Given request – Copy the listing verbatim, excluding any images found in it.

__________________________________________________

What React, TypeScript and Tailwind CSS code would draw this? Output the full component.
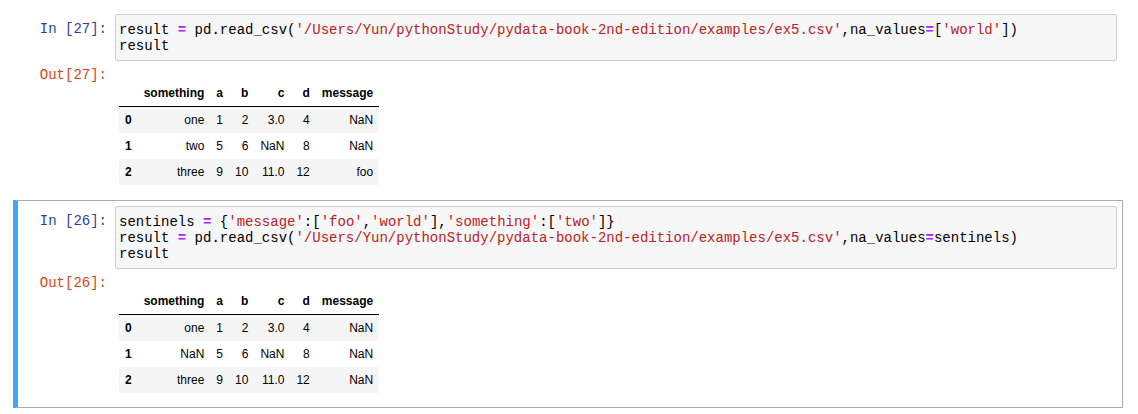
import type { ReactNode } from "react";

type Tok = [string, "op" | "str" | "txt"];

const path = "'/Users/Yun/pythonStudy/pydata-book-2nd-edition/examples/ex5.csv'";

const cell1: Tok[][] = [
  [
    ["result ", "txt"],
    ["=", "op"],
    [" pd.read_csv(", "txt"],
    [path, "str"],
    [",na_values", "txt"],
    ["=", "op"],
    ["[", "txt"],
    ["'world'", "str"],
    ["])", "txt"],
  ],
  [["result", "txt"]],
];

const cell2: Tok[][] = [
  [
    ["sentinels ", "txt"],
    ["=", "op"],
    [" {", "txt"],
    ["'message'", "str"],
    [":[", "txt"],
    ["'foo'", "str"],
    [",", "txt"],
    ["'world'", "str"],
    ["],", "txt"],
    ["'something'", "str"],
    [":[", "txt"],
    ["'two'", "str"],
    ["]}", "txt"],
  ],
  [
    ["result ", "txt"],
    ["=", "op"],
    [" pd.read_csv(", "txt"],
    [path, "str"],
    [",na_values", "txt"],
    ["=", "op"],
    ["sentinels)", "txt"],
  ],
  [["result", "txt"]],
];

const rows1 = [
  ["0", "one", "1", "2", "3.0", "4", "NaN"],
  ["1", "two", "5", "6", "NaN", "8", "NaN"],
  ["2", "three", "9", "10", "11.0", "12", "foo"],
];

const rows2 = [
  ["0", "one", "1", "2", "3.0", "4", "NaN"],
  ["1", "NaN", "5", "6", "NaN", "8", "NaN"],
  ["2", "three", "9", "10", "11.0", "12", "NaN"],
];

const mono = "font-['Liberation_Mono','DejaVu_Sans_Mono',monospace] text-[14px]";

function Code({ lines }: { lines: Tok[][] }) {
  return (
    <div className="flex-1 rounded-[2px] border border-[#cfcfcf] bg-[#f7f7f7] pt-[7px] pb-[6px] pl-[3px]">
      {lines.map((line, i) => (
        <div key={i} className={`${mono} whitespace-pre leading-[16px] text-black`}>
          {line.map(([t, k], j) =>
            k === "op" ? (
              <span key={j} className="font-bold text-[#AA22FF]">{t}</span>
            ) : k === "str" ? (
              <span key={j} className="text-[#BA2121]">{t}</span>
            ) : (
              <span key={j}>{t}</span>
            ),
          )}
        </div>
      ))}
    </div>
  );
}

function Frame({ rows }: { rows: string[][] }) {
  const head = ["", "something", "a", "b", "c", "d", "message"];
  return (
    <table className="border-collapse font-['Liberation_Sans',Arial,sans-serif] text-[12px] leading-[14px] text-black">
      <thead>
        <tr className="border-b border-black">
          {head.map((h, i) => (
            <th key={i} className="px-[6px] py-[6px] text-right font-bold">
              {h}
            </th>
          ))}
        </tr>
      </thead>
      <tbody>
        {rows.map((r, i) => (
          <tr key={i} className={i % 2 === 0 ? "bg-[#f5f5f5]" : "bg-white"}>
            {r.map((v, j) =>
              j === 0 ? (
                <th key={j} className="px-[6px] py-[6px] text-left font-bold">
                  {v}
                </th>
              ) : (
                <td key={j} className="px-[6px] py-[6px] text-right">
                  {v}
                </td>
              ),
            )}
          </tr>
        ))}
      </tbody>
    </table>
  );
}

function Cell({
  n,
  lines,
  rows,
  selected,
}: {
  n: number;
  lines: Tok[][];
  rows: string[][];
  selected?: boolean;
}): ReactNode {
  return (
    <div
      className={`border border-l-[5px] p-[5px] ${
        selected ? "border-[#ababab] border-l-[#42A5F5]" : "border-transparent"
      }`}
    >
      <div className="flex">
        <div className={`${mono} w-[92px] shrink-0 pt-[7px] pr-[8px] text-right leading-[16px] text-[#303F9F]`}>
          In [{n}]:
        </div>
        <Code lines={lines} />
      </div>
      <div className="flex">
        <div className={`${mono} w-[92px] shrink-0 pt-[6px] pr-[8px] text-right leading-[17px] text-[#D84315]`}>
          Out[{n}]:
        </div>
        <div className="pt-[19px] pb-[9px] pl-[4px]">
          <Frame rows={rows} />
        </div>
      </div>
    </div>
  );
}

export default function App() {
  return (
    <div className="min-h-[414px] w-[1138px] bg-white pt-[8px] pl-[13px]">
      <div className="w-[1110px]">
        <Cell n={27} lines={cell1} rows={rows1} />
        <Cell n={26} lines={cell2} rows={rows2} selected />
      </div>
    </div>
  );
}
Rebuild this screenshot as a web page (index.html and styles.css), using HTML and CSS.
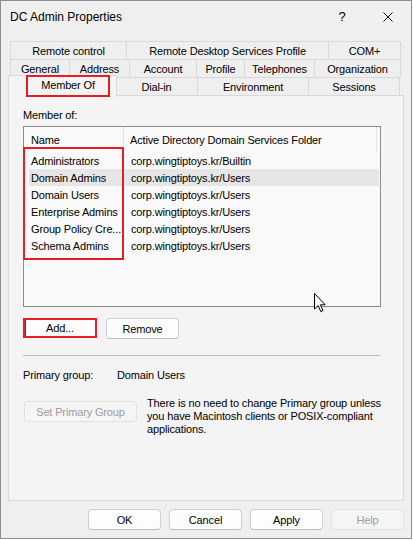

__________________________________________________

Result –
What React, TypeScript and Tailwind CSS code would draw this? Output the full component.
import type { ReactNode } from "react";

type Tok = [string, "op" | "str" | "txt"];

const path = "'/Users/Yun/pythonStudy/pydata-book-2nd-edition/examples/ex5.csv'";

const cell1: Tok[][] = [
  [
    ["result ", "txt"],
    ["=", "op"],
    [" pd.read_csv(", "txt"],
    [path, "str"],
    [",na_values", "txt"],
    ["=", "op"],
    ["[", "txt"],
    ["'world'", "str"],
    ["])", "txt"],
  ],
  [["result", "txt"]],
];

const cell2: Tok[][] = [
  [
    ["sentinels ", "txt"],
    ["=", "op"],
    [" {", "txt"],
    ["'message'", "str"],
    [":[", "txt"],
    ["'foo'", "str"],
    [",", "txt"],
    ["'world'", "str"],
    ["],", "txt"],
    ["'something'", "str"],
    [":[", "txt"],
    ["'two'", "str"],
    ["]}", "txt"],
  ],
  [
    ["result ", "txt"],
    ["=", "op"],
    [" pd.read_csv(", "txt"],
    [path, "str"],
    [",na_values", "txt"],
    ["=", "op"],
    ["sentinels)", "txt"],
  ],
  [["result", "txt"]],
];

const rows1 = [
  ["0", "one", "1", "2", "3.0", "4", "NaN"],
  ["1", "two", "5", "6", "NaN", "8", "NaN"],
  ["2", "three", "9", "10", "11.0", "12", "foo"],
];

const rows2 = [
  ["0", "one", "1", "2", "3.0", "4", "NaN"],
  ["1", "NaN", "5", "6", "NaN", "8", "NaN"],
  ["2", "three", "9", "10", "11.0", "12", "NaN"],
];

const mono = "font-['Liberation_Mono','DejaVu_Sans_Mono',monospace] text-[14px]";

function Code({ lines }: { lines: Tok[][] }) {
  return (
    <div className="flex-1 rounded-[2px] border border-[#cfcfcf] bg-[#f7f7f7] pt-[7px] pb-[6px] pl-[3px]">
      {lines.map((line, i) => (
        <div key={i} className={`${mono} whitespace-pre leading-[16px] text-black`}>
          {line.map(([t, k], j) =>
            k === "op" ? (
              <span key={j} className="font-bold text-[#AA22FF]">{t}</span>
            ) : k === "str" ? (
              <span key={j} className="text-[#BA2121]">{t}</span>
            ) : (
              <span key={j}>{t}</span>
            ),
          )}
        </div>
      ))}
    </div>
  );
}

function Frame({ rows }: { rows: string[][] }) {
  const head = ["", "something", "a", "b", "c", "d", "message"];
  return (
    <table className="border-collapse font-['Liberation_Sans',Arial,sans-serif] text-[12px] leading-[14px] text-black">
      <thead>
        <tr className="border-b border-black">
          {head.map((h, i) => (
            <th key={i} className="px-[6px] py-[6px] text-right font-bold">
              {h}
            </th>
          ))}
        </tr>
      </thead>
      <tbody>
        {rows.map((r, i) => (
          <tr key={i} className={i % 2 === 0 ? "bg-[#f5f5f5]" : "bg-white"}>
            {r.map((v, j) =>
              j === 0 ? (
                <th key={j} className="px-[6px] py-[6px] text-left font-bold">
                  {v}
                </th>
              ) : (
                <td key={j} className="px-[6px] py-[6px] text-right">
                  {v}
                </td>
              ),
            )}
          </tr>
        ))}
      </tbody>
    </table>
  );
}

function Cell({
  n,
  lines,
  rows,
  selected,
}: {
  n: number;
  lines: Tok[][];
  rows: string[][];
  selected?: boolean;
}): ReactNode {
  return (
    <div
      className={`border border-l-[5px] p-[5px] ${
        selected ? "border-[#ababab] border-l-[#42A5F5]" : "border-transparent"
      }`}
    >
      <div className="flex">
        <div className={`${mono} w-[92px] shrink-0 pt-[7px] pr-[8px] text-right leading-[16px] text-[#303F9F]`}>
          In [{n}]:
        </div>
        <Code lines={lines} />
      </div>
      <div className="flex">
        <div className={`${mono} w-[92px] shrink-0 pt-[6px] pr-[8px] text-right leading-[17px] text-[#D84315]`}>
          Out[{n}]:
        </div>
        <div className="pt-[19px] pb-[9px] pl-[4px]">
          <Frame rows={rows} />
        </div>
      </div>
    </div>
  );
}

export default function App() {
  return (
    <div className="min-h-[414px] w-[1138px] bg-white pt-[8px] pl-[13px]">
      <div className="w-[1110px]">
        <Cell n={27} lines={cell1} rows={rows1} />
        <Cell n={26} lines={cell2} rows={rows2} selected />
      </div>
    </div>
  );
}
Rebuild this screenshot as a web page (index.html and styles.css), using HTML and CSS.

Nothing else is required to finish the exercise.